Subject: Re: z/OS and symlink()
Date: Tue, 14 Mar 2017 15:53:54 -0400

Hi Bruno,

On Tue, 2017 Feb 28 16:47+0100, Bruno Haible wrote:
> 
> The relevant spec here is POSIX:
> http://pubs.opengroup.org/onlinepubs/9699919799/functions/symlink.html
> Line 64 of test-symlink.h:64 corresponds to the case
> 
>   [ENOENT] or [ENOTDIR]
>     The path2 argument contains at least one non- <slash> character
>     and ends with one or more trailing <slash> characters. ...
> 
> > However, the GNU/Linux man pages for symlink() and symlinkat() make
> > no mention of EINVAL.
> 
> When a facility is specified by POSIX, gnulib's tests try to go with
> the POSIX spec, at least on non-glibc platforms.
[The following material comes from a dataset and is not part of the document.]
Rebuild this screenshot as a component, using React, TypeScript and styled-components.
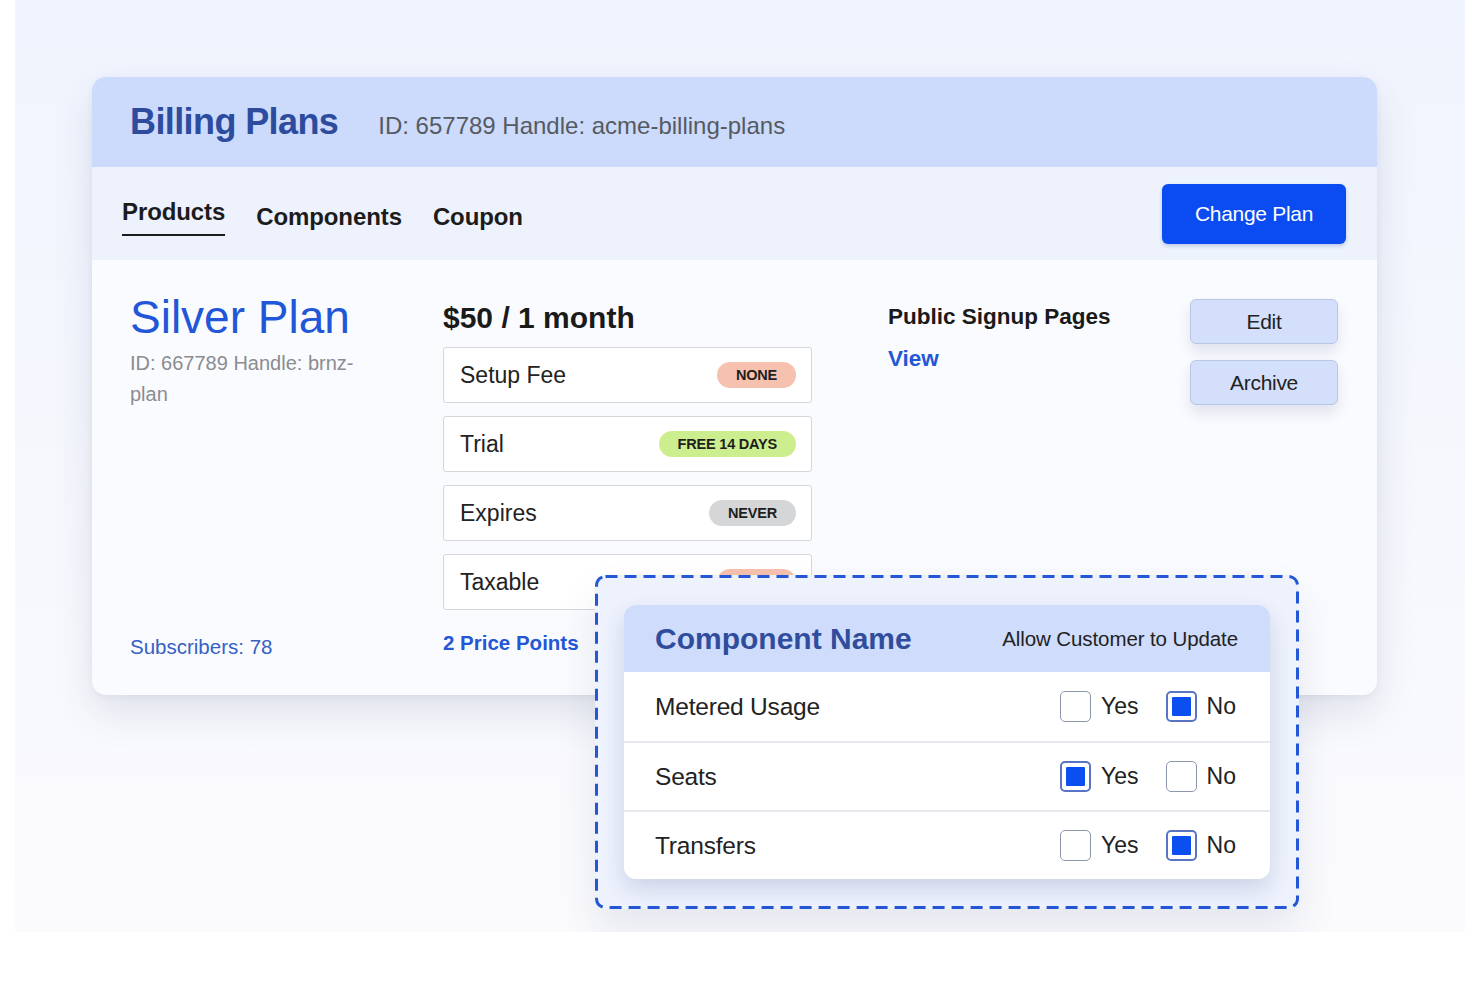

This is IBM's response (cleared for public posting):

    The POSIX reference to which you referred is The Open Group Base
    Specifications Issue 7 IEEE Std 1003.1-2008, 2016 Edition. Our
    product is branded upon the following standard (UNIX95), per our
    z/OS UNIX System Services Planning Guide:

    - - - - - - - - - - - - - - - - - - - - - - - - - - - - - - - - - -
    This document presents the information you need to plan for and run
    an IBM z/OS system with support for z/OS UNIX System Services (z/OS
    UNIX). This element and the Language Environment element and z/OS
    XL C/C++ compiler provide an application programming interface
    (API) and a shell interface based on the open systems standards of
    the Institute of Electrical and Electronics Engineers (IEEE)
    Portable Operating System Interface (POSIX) project, the Federal
    Information Processing Standard (FIPS), and the X/Open Portability
    Guide Issue 4 (XPG4).
    - - - - - - - - - - - - - - - - - - - - - - - - - - - - - - - - - -

    [As] our implemented (older) version of the POSIX standard, the
    following line from the new standard did not yet exist:

    [ENOENT] or [ENOTDIR] 
    The path2 argument contains at least one non-character and ends
    with one or more trailing characters. If path2 without the
    trailing characters would name an existing file, an [ENOENT] error
    shall not occur.

    Since the above did not exist in the POSIX standard from which we
    are based, we implemented a return code (EINVAL) to handle such a
    case. In general, a platform can implement return codes that do not
    otherwise conflict with the standard as an "implementation
    extension".


They went on to say that we could make an RFE to support the newer rev
of POSIX, but realistically, that will sit in their queue for years.

Special-case the test for z/OS?


--Daniel


-- 
Daniel Richard G. || address@hidden
My ASCII-art .sig got a bad case of Times New Roman.